Book by Arthur Koestler

The Sleepwalkers: A History of Man's Changing Vision of the Universe is a 1959 book by Arthur Koestler. It traces the history of Western cosmology from ancient Mesopotamia to Isaac Newton. He suggests that discoveries in science arise through a process akin to sleepwalking. Not that they arise by chance, but rather that scientists are neither fully aware of what guides their research, nor are they fully aware of the implications of what they discover.

==Summary==

Koestler 's historical narrative begins in antiquity with the Ionian school of pre-Socratic philosophy, including Anaximander and Anaximenes. Koestler writes that Anaximander's ideas were the first mechanical (i.e. non-religious, non-metaphysical) model of the solar system. Koestler describes the Ionian era as a brief era of progress whose promise was cut short by a return to superstition and mysticism. He then delves into the profound influence of Plato, particularly Plato's confident claim that the shape of the world must be a perfect sphere and that all motion must be in perfect circles at uniform speed, which Koestler characterizes as laying a two thousand year curse on astronomy.

The heart of the book is the story of how Plato's curse was ultimately broken by the "sleepwalkers" of the book's title. He introduces Copernicus who, for Koestler, is the sleepiest of all the sleepwalkers. Koestler sharply criticizes the modern view of Copernicus - an official in the Catholic Church from the age of 24 to his death at 70 - as any kind of revolutionary. Far from being anything that moderns would recognize as science, Koestler says that Copernicus' heliocentric model was actually just another effort to make astronomical observations obey Plato's requirements of circular motion. Trying to obey Plato's dictum, Koestler says Copernicus' heliocentric model was at least as complicated (if not more complicated) than Ptolemy's. Copernicus' motivation was religious: he wanted to show how the motions of the "heavenly spheres" were (if looked at correctly) truly "heavenly."

Koestler describes Tycho Brahe, the flamboyant and meticulous Danish nobleman, as far more of a true revolutionary than Copernicus. Copernicus relied on a tiny number of observations of planetary motion because if you assume that the planets are moving in circles, a few observations are enough to describe an orbit. Brahe, in sharp contrast to both Copernicus and the two thousand years of astronomers since Plato, spent an enormous fortune creating new instruments and spent over two decades creating a vast and highly accurate dataset of tens of thousands of planetary observations, far surpassing anything that had come before.

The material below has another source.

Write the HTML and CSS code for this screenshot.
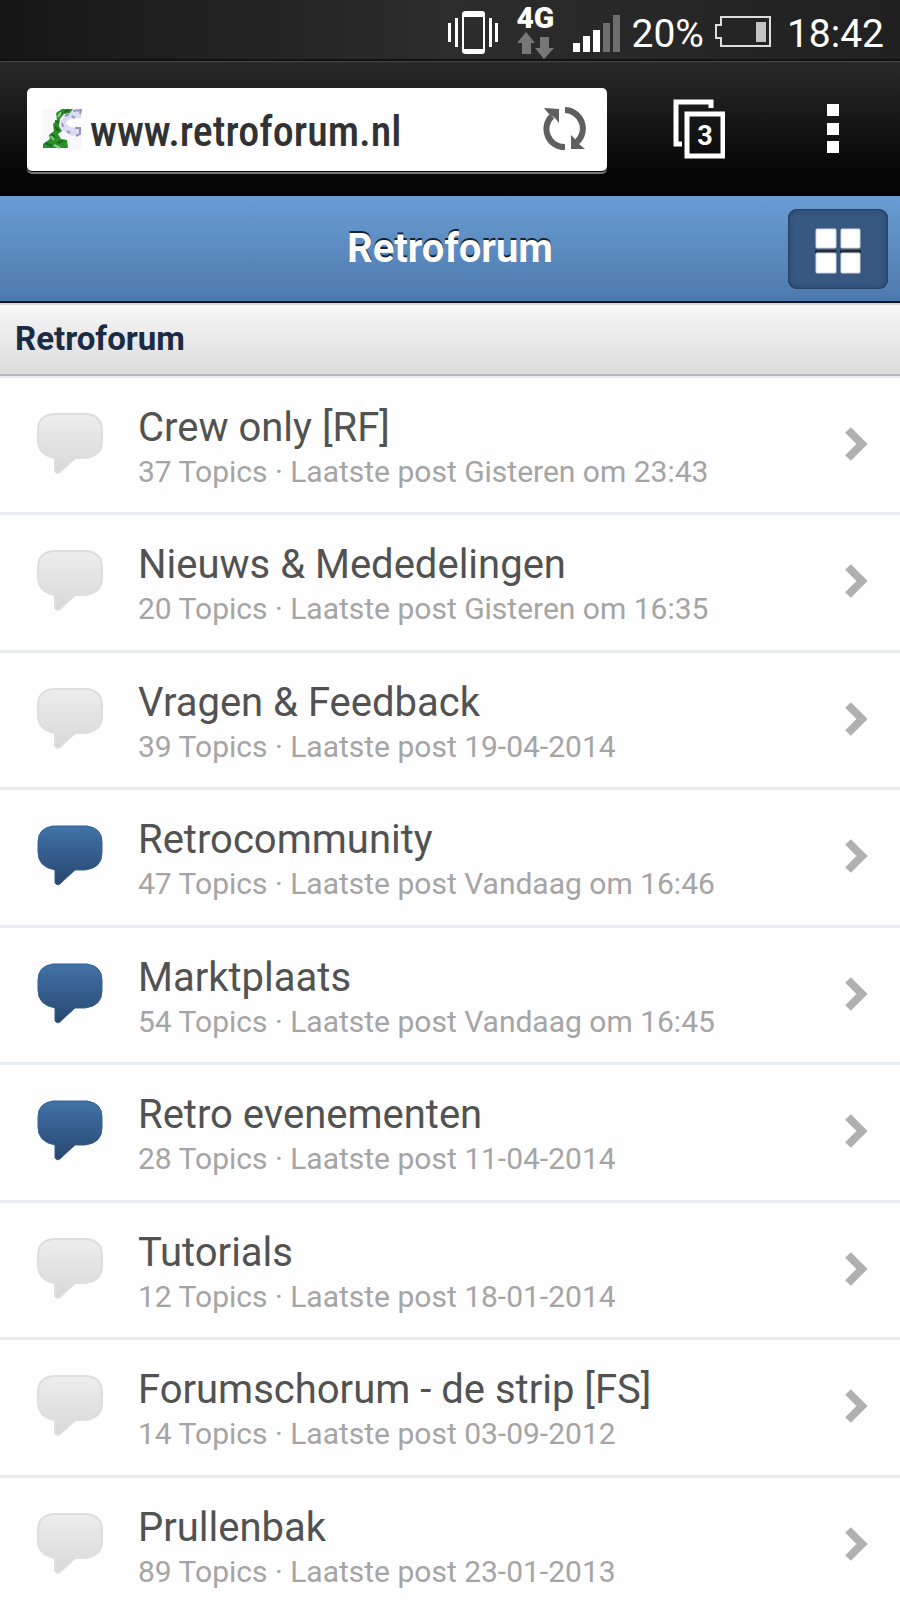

Everything that comes next relies on Brahe's unprecedented data but also depends on the strange genius of Johannes Kepler, who spent arduous, often torturous, years trying to make Brahe's data make some kind of mathematical sense. It was Kepler who finally broke Plato's long curse. The first of Kepler's 3 laws of planetary motion rejected two thousand years of accepted wisdom: planetary orbits are elliptical, not circular.

Kepler published his first law of planetary motion in 1609 and Galileo lived for three decades after that. But Galileo - despite his brilliance - never acknowledged that planetary orbits are elliptical and instead maintained until the end of his life that they are circular. It was only when Newton published his law of universal gravitation in the 1680s - where he was able to derive Kepler's laws - that the work of Brahe and Kepler was finally broadly accepted in the scientific community.

==Reception==
French mathematician Alexandre Grothendieck wrote about The Sleepwalkers that "The metaphor of the 'sleepwalker' was inspired by the title of the wonderful book 'the sleepwalkers' by Koestler".

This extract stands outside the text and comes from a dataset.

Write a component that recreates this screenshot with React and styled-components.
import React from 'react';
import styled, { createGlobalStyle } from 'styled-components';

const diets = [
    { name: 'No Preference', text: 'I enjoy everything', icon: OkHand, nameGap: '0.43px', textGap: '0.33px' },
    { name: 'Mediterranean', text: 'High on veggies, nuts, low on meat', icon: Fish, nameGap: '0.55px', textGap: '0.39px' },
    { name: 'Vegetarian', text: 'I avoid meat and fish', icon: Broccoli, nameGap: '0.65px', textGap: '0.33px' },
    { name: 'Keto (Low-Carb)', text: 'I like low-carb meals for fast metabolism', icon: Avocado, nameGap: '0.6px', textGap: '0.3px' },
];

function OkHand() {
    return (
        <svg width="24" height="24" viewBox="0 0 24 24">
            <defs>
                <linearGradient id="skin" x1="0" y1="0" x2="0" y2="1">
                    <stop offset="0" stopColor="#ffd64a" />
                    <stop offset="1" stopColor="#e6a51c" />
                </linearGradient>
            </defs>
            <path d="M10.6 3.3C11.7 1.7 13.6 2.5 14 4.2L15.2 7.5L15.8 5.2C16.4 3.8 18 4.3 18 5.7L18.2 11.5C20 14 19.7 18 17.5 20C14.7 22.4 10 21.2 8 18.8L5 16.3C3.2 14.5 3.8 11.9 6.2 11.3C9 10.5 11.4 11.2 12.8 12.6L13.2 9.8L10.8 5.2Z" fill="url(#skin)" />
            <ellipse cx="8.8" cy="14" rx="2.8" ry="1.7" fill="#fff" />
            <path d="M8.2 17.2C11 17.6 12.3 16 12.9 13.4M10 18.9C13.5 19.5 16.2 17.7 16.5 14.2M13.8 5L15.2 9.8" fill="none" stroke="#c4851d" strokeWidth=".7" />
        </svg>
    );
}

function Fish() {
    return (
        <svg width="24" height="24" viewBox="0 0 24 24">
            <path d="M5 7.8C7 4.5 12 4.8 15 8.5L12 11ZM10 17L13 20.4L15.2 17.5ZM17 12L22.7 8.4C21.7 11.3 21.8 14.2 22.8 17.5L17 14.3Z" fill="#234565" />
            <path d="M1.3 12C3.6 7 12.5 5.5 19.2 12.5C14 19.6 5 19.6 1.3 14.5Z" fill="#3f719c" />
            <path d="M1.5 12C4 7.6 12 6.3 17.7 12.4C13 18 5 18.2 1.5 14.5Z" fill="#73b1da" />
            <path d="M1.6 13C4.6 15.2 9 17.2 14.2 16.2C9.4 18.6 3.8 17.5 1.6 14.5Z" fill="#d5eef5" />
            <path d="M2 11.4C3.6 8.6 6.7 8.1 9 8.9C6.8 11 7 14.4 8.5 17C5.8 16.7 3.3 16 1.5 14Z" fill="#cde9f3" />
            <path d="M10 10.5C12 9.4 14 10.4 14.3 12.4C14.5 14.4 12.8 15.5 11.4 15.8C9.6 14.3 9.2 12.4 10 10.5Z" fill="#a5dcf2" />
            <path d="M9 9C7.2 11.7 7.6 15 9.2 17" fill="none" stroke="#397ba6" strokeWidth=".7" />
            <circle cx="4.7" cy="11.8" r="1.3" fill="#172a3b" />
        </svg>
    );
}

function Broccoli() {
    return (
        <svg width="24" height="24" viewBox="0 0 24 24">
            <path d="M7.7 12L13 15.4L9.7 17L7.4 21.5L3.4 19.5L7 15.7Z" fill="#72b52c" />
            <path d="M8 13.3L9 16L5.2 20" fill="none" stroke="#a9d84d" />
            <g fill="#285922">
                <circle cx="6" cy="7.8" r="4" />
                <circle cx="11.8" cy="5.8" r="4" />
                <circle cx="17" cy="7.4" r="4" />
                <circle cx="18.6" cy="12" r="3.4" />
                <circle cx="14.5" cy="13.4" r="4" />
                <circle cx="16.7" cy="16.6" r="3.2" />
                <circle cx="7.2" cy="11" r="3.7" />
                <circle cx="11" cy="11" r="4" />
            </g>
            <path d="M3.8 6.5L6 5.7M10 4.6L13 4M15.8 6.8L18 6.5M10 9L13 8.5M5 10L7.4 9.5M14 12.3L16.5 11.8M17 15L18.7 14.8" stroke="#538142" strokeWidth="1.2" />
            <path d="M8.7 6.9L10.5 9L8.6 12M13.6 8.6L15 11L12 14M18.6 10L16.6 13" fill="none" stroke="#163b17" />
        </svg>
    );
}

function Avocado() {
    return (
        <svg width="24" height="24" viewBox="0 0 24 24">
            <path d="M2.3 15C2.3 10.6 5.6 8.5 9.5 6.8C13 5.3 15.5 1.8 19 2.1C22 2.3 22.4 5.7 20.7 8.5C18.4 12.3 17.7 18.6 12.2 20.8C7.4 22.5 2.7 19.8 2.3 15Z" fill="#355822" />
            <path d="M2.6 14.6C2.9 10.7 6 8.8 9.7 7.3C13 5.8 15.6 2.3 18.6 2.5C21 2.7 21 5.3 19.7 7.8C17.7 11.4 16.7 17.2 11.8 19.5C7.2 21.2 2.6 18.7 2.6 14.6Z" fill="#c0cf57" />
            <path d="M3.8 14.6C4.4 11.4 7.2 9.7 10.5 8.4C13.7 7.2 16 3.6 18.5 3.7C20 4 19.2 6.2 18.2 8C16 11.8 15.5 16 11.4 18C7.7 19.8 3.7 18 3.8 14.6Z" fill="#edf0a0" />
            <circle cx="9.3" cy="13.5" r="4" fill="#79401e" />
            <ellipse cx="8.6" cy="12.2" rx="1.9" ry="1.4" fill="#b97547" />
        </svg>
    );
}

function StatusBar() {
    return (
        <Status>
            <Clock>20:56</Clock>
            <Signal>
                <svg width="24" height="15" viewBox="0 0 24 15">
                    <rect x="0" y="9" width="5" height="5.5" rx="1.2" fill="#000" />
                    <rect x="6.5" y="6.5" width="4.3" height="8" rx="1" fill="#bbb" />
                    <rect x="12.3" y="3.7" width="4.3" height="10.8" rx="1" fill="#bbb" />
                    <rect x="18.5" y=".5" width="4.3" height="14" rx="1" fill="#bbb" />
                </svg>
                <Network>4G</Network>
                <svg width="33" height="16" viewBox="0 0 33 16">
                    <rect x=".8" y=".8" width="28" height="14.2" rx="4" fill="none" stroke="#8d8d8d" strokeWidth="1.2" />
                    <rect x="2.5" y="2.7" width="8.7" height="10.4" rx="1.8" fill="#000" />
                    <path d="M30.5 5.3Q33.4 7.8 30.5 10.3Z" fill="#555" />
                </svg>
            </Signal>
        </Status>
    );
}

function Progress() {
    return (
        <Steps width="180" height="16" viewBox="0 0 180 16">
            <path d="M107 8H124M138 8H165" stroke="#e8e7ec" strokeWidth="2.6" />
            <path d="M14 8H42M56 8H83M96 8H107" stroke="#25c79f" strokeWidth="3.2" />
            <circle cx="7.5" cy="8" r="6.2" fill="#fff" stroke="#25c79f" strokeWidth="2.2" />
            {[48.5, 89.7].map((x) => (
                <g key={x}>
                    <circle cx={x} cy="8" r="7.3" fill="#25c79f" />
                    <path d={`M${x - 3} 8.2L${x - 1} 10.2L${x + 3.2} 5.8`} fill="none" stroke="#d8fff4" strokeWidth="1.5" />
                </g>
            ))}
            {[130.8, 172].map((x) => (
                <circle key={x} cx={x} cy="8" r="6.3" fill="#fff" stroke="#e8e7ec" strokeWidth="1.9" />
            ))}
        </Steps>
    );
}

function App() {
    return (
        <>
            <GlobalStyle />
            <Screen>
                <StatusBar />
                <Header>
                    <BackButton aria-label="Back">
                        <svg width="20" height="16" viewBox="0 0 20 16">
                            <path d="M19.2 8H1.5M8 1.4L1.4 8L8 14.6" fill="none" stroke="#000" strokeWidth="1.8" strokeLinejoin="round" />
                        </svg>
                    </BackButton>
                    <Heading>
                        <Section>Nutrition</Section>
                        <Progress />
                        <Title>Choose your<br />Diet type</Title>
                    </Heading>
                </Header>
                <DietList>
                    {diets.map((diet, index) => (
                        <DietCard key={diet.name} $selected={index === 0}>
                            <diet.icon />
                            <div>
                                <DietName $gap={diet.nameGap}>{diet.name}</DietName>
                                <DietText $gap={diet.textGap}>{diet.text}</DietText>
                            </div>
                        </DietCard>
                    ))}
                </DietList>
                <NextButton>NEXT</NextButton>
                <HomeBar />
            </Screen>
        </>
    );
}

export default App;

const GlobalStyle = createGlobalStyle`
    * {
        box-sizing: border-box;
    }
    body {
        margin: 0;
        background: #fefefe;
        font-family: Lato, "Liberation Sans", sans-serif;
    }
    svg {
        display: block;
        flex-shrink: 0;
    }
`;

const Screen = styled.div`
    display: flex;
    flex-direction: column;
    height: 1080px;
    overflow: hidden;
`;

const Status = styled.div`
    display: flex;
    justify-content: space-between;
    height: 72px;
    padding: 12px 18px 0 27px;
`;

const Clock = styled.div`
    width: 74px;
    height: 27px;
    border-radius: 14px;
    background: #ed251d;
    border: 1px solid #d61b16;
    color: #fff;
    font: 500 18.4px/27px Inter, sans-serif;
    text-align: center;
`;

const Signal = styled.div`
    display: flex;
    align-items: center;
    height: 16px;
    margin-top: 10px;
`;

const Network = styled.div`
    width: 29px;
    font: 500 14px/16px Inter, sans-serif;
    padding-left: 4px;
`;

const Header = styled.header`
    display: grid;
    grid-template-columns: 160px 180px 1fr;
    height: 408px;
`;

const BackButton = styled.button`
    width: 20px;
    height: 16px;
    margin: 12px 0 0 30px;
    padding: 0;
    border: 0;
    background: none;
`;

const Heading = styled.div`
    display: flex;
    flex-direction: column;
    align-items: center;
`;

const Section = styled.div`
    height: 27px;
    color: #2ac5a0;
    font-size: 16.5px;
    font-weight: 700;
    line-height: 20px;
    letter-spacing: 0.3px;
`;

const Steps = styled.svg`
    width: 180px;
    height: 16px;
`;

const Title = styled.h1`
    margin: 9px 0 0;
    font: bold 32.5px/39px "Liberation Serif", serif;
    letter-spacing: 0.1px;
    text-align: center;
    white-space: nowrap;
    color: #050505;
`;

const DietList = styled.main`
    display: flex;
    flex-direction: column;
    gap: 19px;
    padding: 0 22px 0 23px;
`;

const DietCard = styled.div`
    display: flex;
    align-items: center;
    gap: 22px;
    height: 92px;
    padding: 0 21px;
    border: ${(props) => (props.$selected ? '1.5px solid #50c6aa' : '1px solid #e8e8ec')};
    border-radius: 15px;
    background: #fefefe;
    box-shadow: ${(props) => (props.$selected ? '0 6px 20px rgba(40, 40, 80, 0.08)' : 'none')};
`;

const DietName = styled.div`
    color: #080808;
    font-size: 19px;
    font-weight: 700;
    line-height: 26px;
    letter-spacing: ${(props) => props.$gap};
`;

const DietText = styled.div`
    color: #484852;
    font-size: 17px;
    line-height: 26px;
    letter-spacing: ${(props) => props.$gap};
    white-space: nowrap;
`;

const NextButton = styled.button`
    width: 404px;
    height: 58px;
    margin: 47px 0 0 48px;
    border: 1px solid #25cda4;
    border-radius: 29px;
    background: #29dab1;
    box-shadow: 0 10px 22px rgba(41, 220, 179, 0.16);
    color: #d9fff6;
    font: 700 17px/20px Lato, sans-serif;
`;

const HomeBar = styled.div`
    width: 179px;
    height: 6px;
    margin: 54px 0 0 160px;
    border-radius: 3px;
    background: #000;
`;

Irish writer John Banville stated that the "original idea" of his Revolutions Trilogy came from his reading of The Sleepwalkers, and also that Koestler
deserves to be remembered also as a bridge between the two cultures. The Sleepwalkers, his account of cosmology from the Greeks to Einstein, is still a wonderfully exciting and informative book. It was his misfortune as a writer that his best work was done in the inevitably ephemeral medium of journalism.

The historian of astronomy Owen Gingerich, while acknowledging that Koestler's book contributed to his interest in the history of science, described it as "highly questionable" and criticized its treatment of historical figures as fictional. Gingerich said Koestler was wrong when he wrote that Copernicus's De revolutionibus was a "book that nobody had read" and "one of the greatest editorial failures of all time."

==Publication data==
- Arthur Koestler, The Sleepwalkers: A History of Man's Changing Vision of the Universe (1959), Hutchinson
- First published in the United States by Macmillan in 1959
- Published by Penguin Books in 1964
- Reissued by Pelican Books in 1968
- Reprinted by Peregrine Books in 1986; ISBN 0-14-055212-X
- Reprinted by Arkana in 1989; ISBN 0-14-019246-8
- Chapters on Kepler excerpted as The Watershed published by Doubleday Anchor in 1960, as part of the Science Study Series.